The patch isn't necessary if you are already using dedicated SSD devices for metadata. Since the system chunk is metadata, it will not affect the alignment of any striped data chunk, as data chunks will be on different devices.
After applying parts 1 and 2, it becomes possible to fully allocate all devices without creating misaligned or badly sized block groups. Parts 3 and 4 eliminate existing misaligned and badly sized block groups.
Part 3: balance misaligned block groups
for offset in $(seq 0 $devRoundedGiB); do
for devid in $(...list of devices...); do
doffset=$(( (offset * 1024 + 1) * 1024 * 1024))
btrfs balance start -ddevid=$devid,doffset=$((doffset+1))..$((( doffset + 1024 * 1024 * 1024 - 1)) /fs
done
done
Note that the doffset parameter intentionally excludes any block group with a starting offset that is exactly N * 1024 + 1 MiB, so block groups that are already aligned on all devices are not touched.
Note that the filesystem requires a few % free space due to limitations of the allocator used by balance; otherwise, it will just push data around the devices without fixing anything. When there is sufficient unallocated space, btrfs will move data toward the end of the devices. After a while, the amount of contiguous free space at the beginning of the device will be larger than anywhere else, so btrfs will allocate chunks at the beginning--hopefully fully aligned. This process does require some supervision.

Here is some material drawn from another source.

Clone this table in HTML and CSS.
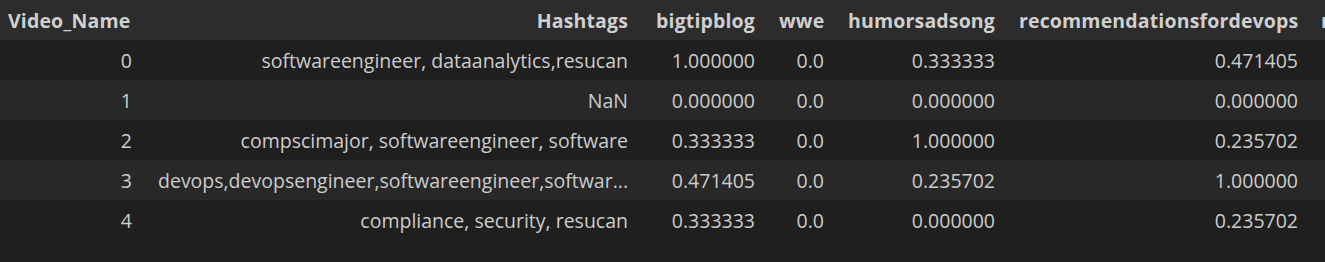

Part 4: balance block groups with low stripe count or low dev_extent length
This requires the length filter proposed above. The existing stripe filter can be used. Both of these can be implemented in python-btrfs instead, and combined with the loop in step 3. Indeed this is all far easier to implement in python than with btrfs-progs, because python doesn't require mapping back and forth between device filenames and btrfs devids all the time.